Хасимото Тиканобу. Банкет в новом императорском дворце (1888 г.)
Изображений банкета по случаю принятия конституции не сохранилось, но в нашем распоряжении имеется гравюра, датируемая октябрем 1888 г. На ней изображено пиршество в новом дворце (на самом деле император переехал туда в январе 1889 г.). Известно, что императорские банкеты обслуживали мужчины-официанты. Однако Хасимото Тиканобу предпочитает более традиционную и милую его сердцу картину: мужчины расселись вокруг стола, а женщины стоя занимаются их обслуживанием.
Банкетный зал
Торжественные мероприятия проводились не только в столице. В школах, префектуральных офисах, в святилищах и храмах проходили собрания, устраивались торжественные линейки, гуляния, салюты, представления. В парке Наканосима в Осака огромная толпа людей собралась перед временным алтарем, их взгляды были направлены в сторону востока, то есть в сторону столицы и императорского дворца. Когда оркестр заиграл национальный гимн, люди поклонились в сторону дворца[195]. Праздновали конституцию и в Коти, где зародилось «Движение за свободу и права народа». Итагаки Тайсукэ тоже участвовал в торжествах.
Многие люди воспринимали новые государственные праздники в рамках привычных представлений о религиозных празднествах – мацури. Одетые в традиционные праздничные одежды, они собирались в синтоистских святилищах, совершали богам приношения, поглощали сакэ и ритуальную пищу, наблюдали за схватками борцов сумо и священными танцами. Они украшали свои дома бумажными фонариками, побегами бамбука и ветками сосны. Перед лавками и магазинами торговцы выставляли переносной синтоистский алтарь. Однако теперь на него стали часто помещать не написанное на полоске бумаги имя божества, а портрет императора Мэйдзи и его супруги.

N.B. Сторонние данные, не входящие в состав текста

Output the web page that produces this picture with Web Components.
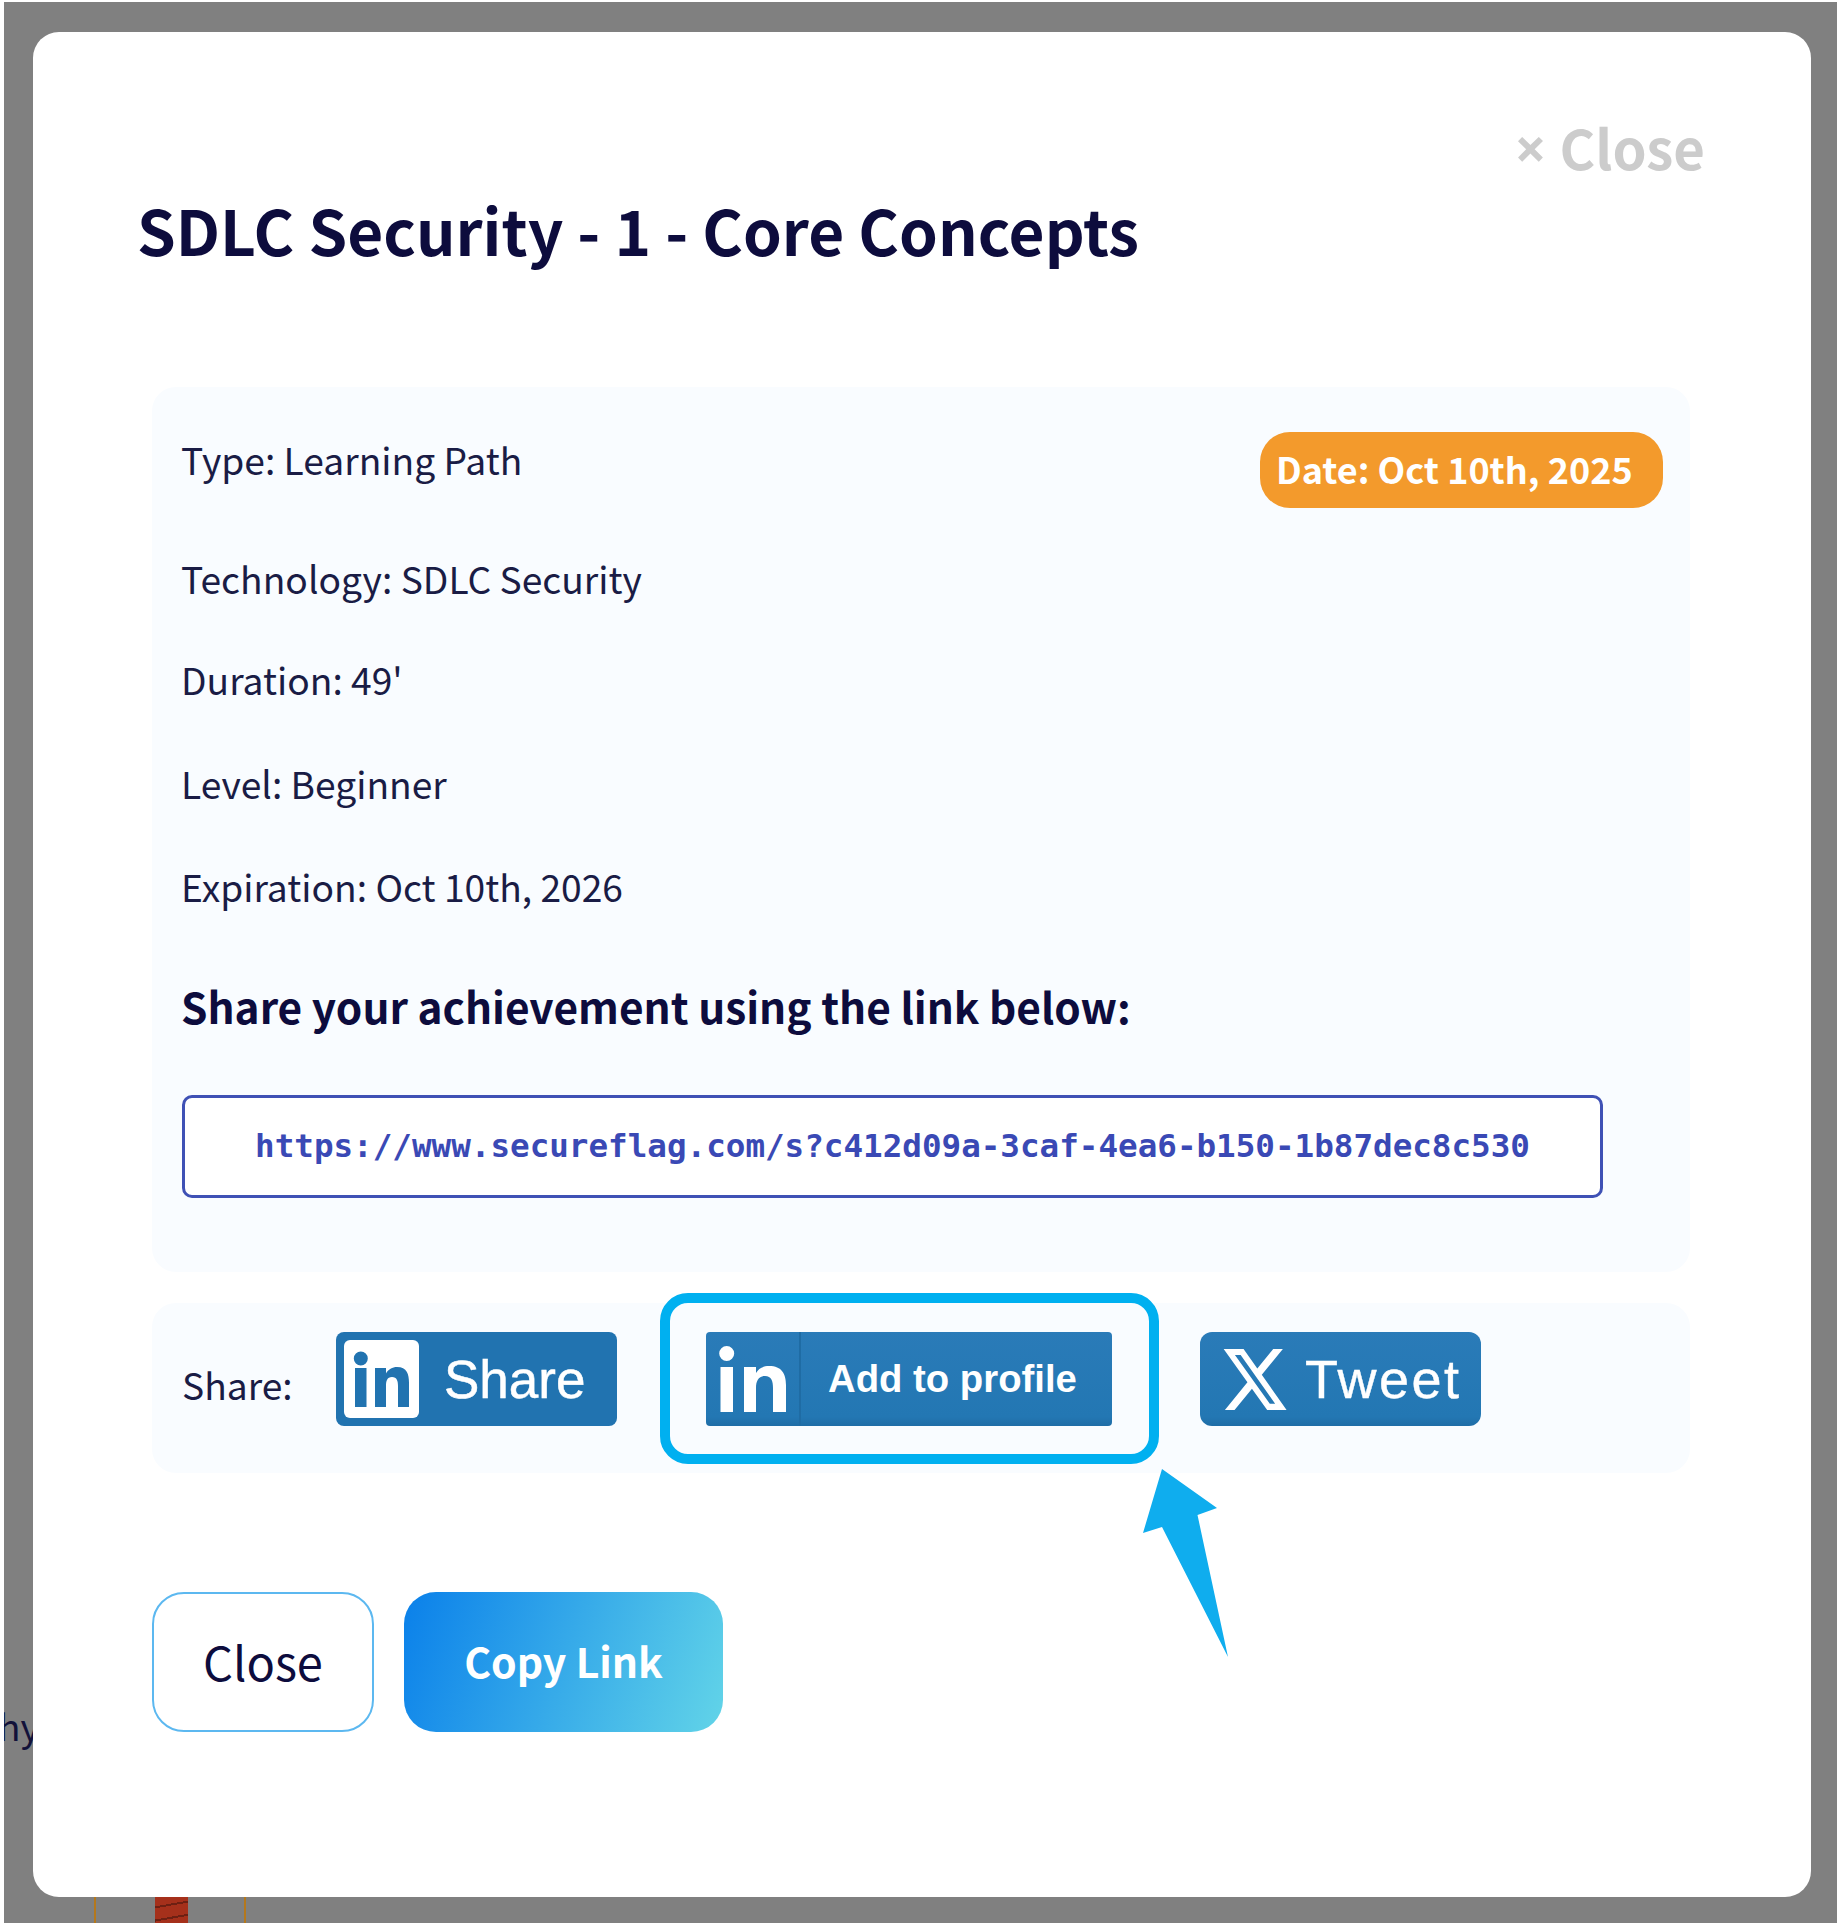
<!DOCTYPE html>
<html><head><meta charset="utf-8">
<style>
html,body{margin:0;background:#fff}
body{font-family:"Noto Sans CJK SC","Noto Sans",sans-serif;color:#1a1c45;padding:2px 0 2px 4px;height:1921px}
</style></head><body>
<sf-backdrop>
<sf-modal>
<sf-header></sf-header>
<sf-info></sf-info>
<sf-share></sf-share>
<sf-actions></sf-actions>
</sf-modal>
</sf-backdrop>
<script>
const def=(n,html)=>customElements.define(n,class extends HTMLElement{constructor(){super();this.attachShadow({mode:'open'}).innerHTML=html;}});
def('sf-backdrop',`<style>:host{display:block;position:relative;height:1921px;overflow:hidden;background:#808080;padding:30px 26px 26px 29px;box-sizing:border-box}
.hy{position:absolute;left:-6px;top:1699px;font-size:37px;line-height:48px;color:#12123a}
.o{position:absolute;top:1880px;width:2px;height:41px;background:#b5781c}.r{position:absolute;left:151px;top:1880px;width:33px;height:41px;background:repeating-linear-gradient(170deg,#a5301b 0 11px,#6d2013 11px 13px)}</style>
<span class="hy">hy</span><i class="o" style="left:90px"></i><i class="o" style="left:240px"></i><i class="r"></i><slot></slot>`);
def('sf-modal',`<style>:host{display:block;position:relative;height:1865px;box-sizing:border-box;background:#fff;border-radius:26px;padding:88px 106px 0}</style><slot></slot>`);
def('sf-header',`<style>:host{display:flex;justify-content:space-between;align-items:flex-start;height:149px}
h1{margin:73px 0 0 -2px;font-size:62.100px;line-height:72px;font-weight:700;color:#0d0c3d}.c{margin-top:-3px;font-size:54.500px;line-height:60px;font-weight:700;color:#ccc;display:flex;gap:13px}.x{font-family:"Noto Sans",sans-serif;font-size:56px}</style>
<h1>SDLC Security - 1 - Core Concepts</h1><span class="c"><span class="x">×</span><span>Close</span></span>`);
def('sf-info',`<style>:host{display:block;margin:118px 15px 0 13px;height:885px;box-sizing:border-box;background:#f9fcff;border-radius:24px;padding:45px 27px 0 30px}
.top{display:flex;justify-content:space-between;align-items:flex-start}
p{margin:0 0 0 -1px;font-size:37.200px;line-height:48px}.t{margin-top:3px}
.b{background:#f39a2c;color:#fff;font-weight:700;font-size:36px;line-height:73px;height:76px;padding:0 16px;border-radius:30px;width:403px;box-sizing:border-box;white-space:nowrap}
h2{margin:72px 0 0 -1px;font-size:42.400px;line-height:48px;font-weight:700;color:#0d0c3d}
.l{margin-top:65px;width:1421px;height:103px;box-sizing:border-box;border:3px solid #3f51b5;border-radius:10px;background:#fff;color:#3a49b5;display:flex;align-items:center;justify-content:center;padding-bottom:2px;font:700 32.600px "DejaVu Sans Mono",monospace}</style>
<div class="top"><p class="t">Type: Learning Path</p><span class="b">Date: Oct 10th, 2025</span></div>
<p style="margin-top:46px">Technology: SDLC Security</p><p style="margin-top:53px">Duration: 49'</p><p style="margin-top:56px">Level: Beginner</p><p style="margin-top:55px">Expiration: Oct 10th, 2026</p>
<h2>Share your achievement using the link below:</h2><div class="l">https://www.secureflag.com/s?c412d09a-3caf-4ea6-b150-1b87dec8c530</div>`);
def('sf-share',`<style>:host{display:flex;align-items:flex-start;position:relative;margin:31px 15px 0 13px;height:170px;box-sizing:border-box;background:#f9fcff;border-radius:24px;padding:29px 0 0 30px;font-family:"Liberation Sans",sans-serif}
.s{font:37.200px/48px "Noto Sans CJK SC","Noto Sans",sans-serif;width:154px;margin:28px 0 0 -1px;padding-left:1px;flex:none;box-sizing:border-box}
.btn{box-sizing:border-box;height:94px;color:#fff;display:flex;align-items:center;position:relative;background:linear-gradient(#2a7bb8,#2377b3 90%,#1f6da6);flex:none}
.a{width:281px;background:#2173b0;border-radius:8px;font-size:53px;-webkit-text-stroke:.5px #fff;margin-left:1px}.a .w{margin-left:8px;width:75px;height:78px;background:#fff;border-radius:6px;flex:none}.a span{margin-left:25px}
.p{width:406px;margin-left:89px;border-radius:4px;font-weight:700;font-size:38.300px}.p .i{width:95px;height:94px;border-right:2px solid #1f6ca4;box-sizing:border-box;flex:none}.p span{margin-left:27px}
.t{width:281px;margin-left:88px;border-radius:12px;font-size:54px;letter-spacing:2.500px;-webkit-text-stroke:.4px #fff}.t span{margin-left:15px}
svg{display:block}
.hl{position:absolute;left:-46px;right:-47px;top:-39px;bottom:-38px;border:10px solid #00b0f0;border-radius:28px;box-sizing:border-box}
.ar{position:absolute;left:437px;top:137px}</style>
<span class="s">Share:</span>
<div class="btn a"><div class="w"><svg width="75" height="78" viewBox="0 0 75 78"><path fill="#2173b0" d="M11 28h11.500v39H11zM16.800 11.500a7 7 0 1 1 0 14 7 7 0 0 1 0-14zM31 28h11v5.500c2-4 6.500-6.500 11-6.500 10 0 12 7 12 16v24H54V46c0-5-1-9-6-9s-6 4-6 9v21H31z"/></svg></div><span>Share</span></div>
<div class="btn p"><div class="i"><svg width="93" height="94" viewBox="0 0 93 94"><path fill="#fff" d="M14.500 35h12.500v45H14.500zM20.700 14a7.500 7.500 0 1 1 0 15 7.500 7.500 0 0 1 0-15zM38 35h12v6c2.500-4.500 7-7 13-7 13 0 17 8 17 19v27H67V56c0-7-1.500-12-8-12s-9 5-9 12v24H38z"/></svg></div><span>Add to profile</span><i class="hl"></i>
<svg class="ar" width="90" height="195" viewBox="0 0 90 195"><path fill="#0fadee" d="M19 0 74 39 54.500 46 85 188 19 58 0 64z"/></svg></div>
<div class="btn t"><svg style="margin-left:20px" width="70" height="75" viewBox="0 0 24 24" preserveAspectRatio="none"><path fill="#fff" d="M18.244 2.250h3.308l-7.227 8.260 8.502 11.240H16.170l-5.214-6.817L4.990 21.750H1.680l7.730-8.835L1.254 2.250H8.080l4.713 6.231zm-1.161 17.520h1.833L7.084 4.126H5.117z"/></svg><span>Tweet</span></div>`);
def('sf-actions',`<style>:host{display:flex;gap:30px;margin:119px 0 0 13px}
button{all:unset;box-sizing:border-box;height:140px;border-radius:32px;font-family:"Noto Sans CJK SC","Noto Sans",sans-serif;text-align:center;font-size:47px;padding-bottom:4px}
.c{width:222px;border:2.500px solid #5cb8f0;background:#fff;color:#0d0c3d}.k{width:319px;color:#fff;font-weight:700;font-size:41px;background:linear-gradient(110deg,#0a80ea,#62d4e8)}</style>
<button class="c">Close</button><button class="k">Copy Link</button>`);
</script></body></html>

Торжества по случаю провозглашения конституции были грандиозными. Желая подчеркнуть эпохальность события, одна газета написала: гром салюта был слышен даже за границей[196]. Эрвин Бёльц отмечал, что никогда не видел в Токио столько хорошеньких девушек сразу, по улицам города двигались разукрашенные платформы с изображениями исторических персонажей, играли военные оркестры, «несмотря на холод, люди пребывали в праздничном настроении, но не имели никакого понятия, что написано в этой самой конституции, тем более что текст ее газеты обнародовали уже после ее провозглашения»[197]. Многие полагали, что Кэмпо (конституция) – это имя какого-то неведомого божества[198].
Народные гуляния в Токио по случаю принятия конституции
Однако незнание содержания конституции отнюдь не отменяет громадной значимости ее провозглашения в плане введения в широчайший оборот новой символики – портретов Мэйдзи и Харуко, национального флага, фонариков с изображением солнца, гимна. Будучи использована в атмосфере традиционного синтоистского праздника, эта символика через какое-то время тоже стала восприниматься как традиционная[199]. В любом случае день провозглашения конституции настолько врезался в память, что впоследствии многие японцы делили время на «до» и «после» принятия конституции. «Моя мать умерла через год после обнародования конституции», – говорит один из героев Нацумэ Сосэки[200].